Anne-Sophie Bailly
Comment réduire l’écart entre le citoyen et les institutions
Le sentiment de défiance à l’égard des institutions exprimé par une grande partie de la population est renforcé par le creusement des inégalités. Mais certains gestes permettent de combler, au moins un peu, ce gouffre.
Les résultats de l’enquête «Noir Jaune Blues», menée par la Fondation Ceci n’est pas une crise, l’ont confirmé: la défiance des citoyens à l’égard des institutions n’a jamais été aussi forte. Elle l’est même au point que la majorité des répondants se prononcent en faveur d’un régime autoritaire dans lequel un leader unique aurait le champ libre pour exécuter son action. Sans institutions, sans parlementaires, sans journalistes. Sans garde-fous.
Un rejet en bloc et des causes diverses, mais qui ne peuvent que rarement être dissociées du renforcement des inégalités. Le récent rapport d’Oxfam, publié en marge du sommet économique de Davos, pointait à cet égard que «depuis 2020, les 1% les plus riches ont capté près de deux fois plus de richesses que le reste de l’humanité», invitant dans la foulée à une taxation renforcée des ultrariches pour atténuer ces inégalités. Même si les calculs de l’organisation et la pertinence des solutions qu’elle propose sont mis en question par les économistes qui pointent une comparaison biaisée entre revenus virtuels et réels, le ressenti est, lui, bien réel. Comme l’est l’accroissement de la pauvreté induite par les crises sanitaire et du pouvoir d’achat. Ce creusement des inégalités a exacerbé le clivage «eux contre nous», le repli sur soi, tant le sentiment d’abandon ou d’injustice rend particulièrement difficile la construction d’un récit commun d’avenir, positif, dans lequel chacun pourrait se projeter.

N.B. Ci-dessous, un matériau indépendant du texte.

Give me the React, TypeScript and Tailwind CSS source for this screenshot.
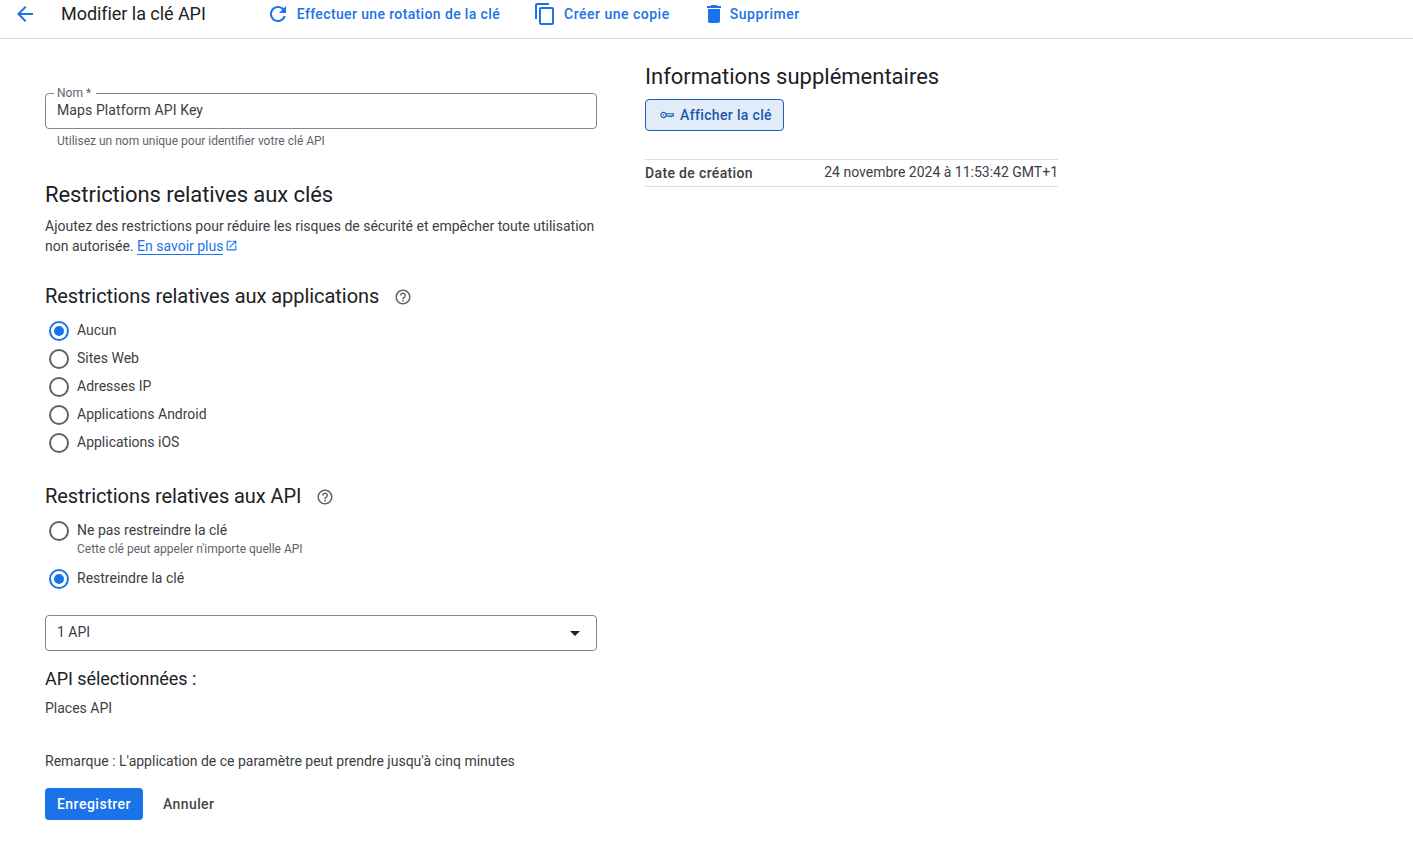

Le départ de la Première ministre néo-zélandaise rappelle salutairement que l’exercice du pouvoir politique ne devrait pas nécessairement être mené comme une carrière.
Dans ce contexte, pourtant, certains gestes font office de jalons. Comme celui posé par la Première ministre néo-zélandaise, Jacinda Ardern. Qui, faute de disposer de «suffisamment de carburant dans son réservoir», a décidé de démissionner. Un geste salutaire pour la démocratie, de nature à recréer du lien entre le citoyen et le pouvoir politique. Car ce départ anticipé rappelle clairement que l’exercice du pouvoir politique ne devrait pas nécessairement être mené comme une carrière, mais qu’il pourrait, ou devrait, se concevoir de manière ponctuelle, le temps de mettre ses compétences au service du bien commun et éloigner ainsi l’image d’accros au pouvoir et déconnectés des préoccupations quotidiennes véhiculée par la fonction.
Dans cette démission, il y a aussi l’intelligence de savoir quand s’arrêter. De dire: «Je suis un être humain, fait d’émotions, de forces et de faiblesses, de lucidité par rapport à mes capacités, de priorités qui changent et de centres d’intérêt qui évoluent.»
Il y a donc dans ce geste du vrai, du réel. Et l’idée que dans ce «eux» il peut aussi y avoir du «nous».